• _DATA EXCERPT_
= = = = =

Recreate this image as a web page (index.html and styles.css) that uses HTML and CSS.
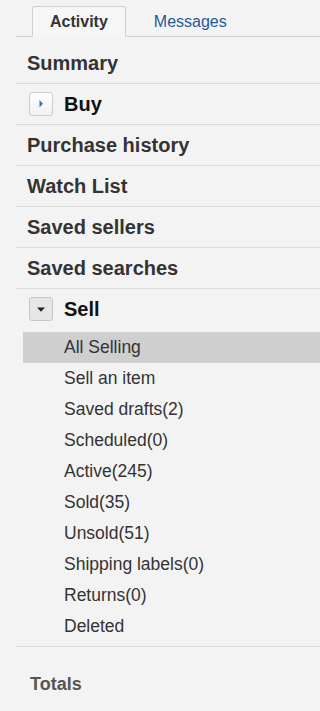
FILE: index.html
```html
<!DOCTYPE html>
<html lang="en">
<head>
<meta charset="utf-8">
<title>My eBay</title>
<link rel="stylesheet" href="styles.css">
</head>
<body>
<div class="tabbar">
  <div class="tab active">Activity</div>
  <div class="tab link">Messages</div>
</div>
<ul class="nav">
  <li class="row">Summary</li>
  <li class="row toggle"><span class="tbox"><svg width="24" height="24" viewBox="0 0 24 24"><path d="M10.5 8 L14 11.8 L10.5 15.6 Z" fill="#3275ba"/></svg></span><span class="tlabel">Buy</span></li>
  <li class="row">Purchase history</li>
  <li class="row">Watch List</li>
  <li class="row">Saved sellers</li>
  <li class="row">Saved searches</li>
  <li class="row toggle open"><span class="tbox pressed"><svg width="24" height="24" viewBox="0 0 24 24"><path d="M8 10.5 L16 10.5 L12 14.7 Z" fill="#222"/></svg></span><span class="tlabel">Sell</span></li>
</ul>
<ul class="sub">
  <li class="sel">All Selling</li>
  <li>Sell an item</li>
  <li>Saved drafts(2)</li>
  <li>Scheduled(0)</li>
  <li>Active(245)</li>
  <li>Sold(35)</li>
  <li>Unsold(51)</li>
  <li>Shipping labels(0)</li>
  <li>Returns(0)</li>
  <li>Deleted</li>
</ul>
<div class="totals">Totals</div>
</body>
</html>
```
FILE: styles.css
```css
html, body {
  margin: 0;
  padding: 0;
  background: #f3f3f3;
  font-family: "Liberation Sans", Arial, sans-serif;
}
.tabbar {
  display: flex;
  margin-left: 16px;
  padding: 6px 0 0 16px;
  border-bottom: 1px solid #cfcfcf;
}
.tab {
  font-size: 16px;
  line-height: 29px;
  padding: 0 17px;
  border: 1px solid transparent;
  margin-bottom: -1px;
}
.tab.active {
  font-weight: bold;
  color: #333;
  background: #f6f6f6;
  border-color: #cfcfcf;
  border-bottom-color: #f6f6f6;
  border-radius: 3px 3px 0 0;
}
.tab.link {
  color: #245a96;
  margin-left: 10px;
}
.nav, .sub {
  list-style: none;
  margin: 0;
  padding: 0;
}
.nav {
  margin: 6px 0 0 16px;
}
.row {
  height: 40px;
  line-height: 40px;
  padding-left: 11px;
  font-size: 20px;
  font-weight: bold;
  color: #333;
  border-bottom: 1px solid #dcdcdc;
}
.row.toggle {
  display: flex;
  align-items: center;
  padding-left: 13px;
  color: #111;
}
.row.open {
  border-bottom: 0;
}
.tbox {
  width: 22px;
  height: 22px;
  border: 1px solid #cdcdcd;
  border-radius: 3px;
  background: linear-gradient(#ffffff, #f1f1f1);
  display: flex;
  align-items: center;
  justify-content: center;
  overflow: hidden;
}
.tbox svg {
  flex: none;
}
.tbox.pressed {
  background: #e6e6e6;
  border-color: #c6c6c6;
}
.tlabel {
  margin-left: 11px;
}
.sub {
  margin: 3px 0 0 23px;
  padding-bottom: 4px;
}
.sub li {
  height: 31px;
  line-height: 31px;
  padding-left: 41px;
  font-size: 17.5px;
  color: #333;
}
.sub li.sel {
  background: #cfcfcf;
}
.totals {
  margin-left: 16px;
  border-top: 1px solid #dcdcdc;
  padding: 22px 0 0 14px;
  font-size: 18px;
  line-height: 30px;
  font-weight: bold;
  color: #555;
}
```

= = = = =

• _REQUIREMENTS_
Quote each line of the listing exactly, but leave the pictures out.

• _TASK SOLUTION_
Recreate this image as a web page (index.html and styles.css) that uses HTML and CSS.
FILE: index.html
```html
<!DOCTYPE html>
<html lang="en">
<head>
<meta charset="utf-8">
<title>My eBay</title>
<link rel="stylesheet" href="styles.css">
</head>
<body>
<div class="tabbar">
  <div class="tab active">Activity</div>
  <div class="tab link">Messages</div>
</div>
<ul class="nav">
  <li class="row">Summary</li>
  <li class="row toggle"><span class="tbox"><svg width="24" height="24" viewBox="0 0 24 24"><path d="M10.5 8 L14 11.8 L10.5 15.6 Z" fill="#3275ba"/></svg></span><span class="tlabel">Buy</span></li>
  <li class="row">Purchase history</li>
  <li class="row">Watch List</li>
  <li class="row">Saved sellers</li>
  <li class="row">Saved searches</li>
  <li class="row toggle open"><span class="tbox pressed"><svg width="24" height="24" viewBox="0 0 24 24"><path d="M8 10.5 L16 10.5 L12 14.7 Z" fill="#222"/></svg></span><span class="tlabel">Sell</span></li>
</ul>
<ul class="sub">
  <li class="sel">All Selling</li>
  <li>Sell an item</li>
  <li>Saved drafts(2)</li>
  <li>Scheduled(0)</li>
  <li>Active(245)</li>
  <li>Sold(35)</li>
  <li>Unsold(51)</li>
  <li>Shipping labels(0)</li>
  <li>Returns(0)</li>
  <li>Deleted</li>
</ul>
<div class="totals">Totals</div>
</body>
</html>
```
FILE: styles.css
```css
html, body {
  margin: 0;
  padding: 0;
  background: #f3f3f3;
  font-family: "Liberation Sans", Arial, sans-serif;
}
.tabbar {
  display: flex;
  margin-left: 16px;
  padding: 6px 0 0 16px;
  border-bottom: 1px solid #cfcfcf;
}
.tab {
  font-size: 16px;
  line-height: 29px;
  padding: 0 17px;
  border: 1px solid transparent;
  margin-bottom: -1px;
}
.tab.active {
  font-weight: bold;
  color: #333;
  background: #f6f6f6;
  border-color: #cfcfcf;
  border-bottom-color: #f6f6f6;
  border-radius: 3px 3px 0 0;
}
.tab.link {
  color: #245a96;
  margin-left: 10px;
}
.nav, .sub {
  list-style: none;
  margin: 0;
  padding: 0;
}
.nav {
  margin: 6px 0 0 16px;
}
.row {
  height: 40px;
  line-height: 40px;
  padding-left: 11px;
  font-size: 20px;
  font-weight: bold;
  color: #333;
  border-bottom: 1px solid #dcdcdc;
}
.row.toggle {
  display: flex;
  align-items: center;
  padding-left: 13px;
  color: #111;
}
.row.open {
  border-bottom: 0;
}
.tbox {
  width: 22px;
  height: 22px;
  border: 1px solid #cdcdcd;
  border-radius: 3px;
  background: linear-gradient(#ffffff, #f1f1f1);
  display: flex;
  align-items: center;
  justify-content: center;
  overflow: hidden;
}
.tbox svg {
  flex: none;
}
.tbox.pressed {
  background: #e6e6e6;
  border-color: #c6c6c6;
}
.tlabel {
  margin-left: 11px;
}
.sub {
  margin: 3px 0 0 23px;
  padding-bottom: 4px;
}
.sub li {
  height: 31px;
  line-height: 31px;
  padding-left: 41px;
  font-size: 17.5px;
  color: #333;
}
.sub li.sel {
  background: #cfcfcf;
}
.totals {
  margin-left: 16px;
  border-top: 1px solid #dcdcdc;
  padding: 22px 0 0 14px;
  font-size: 18px;
  line-height: 30px;
  font-weight: bold;
  color: #555;
}
```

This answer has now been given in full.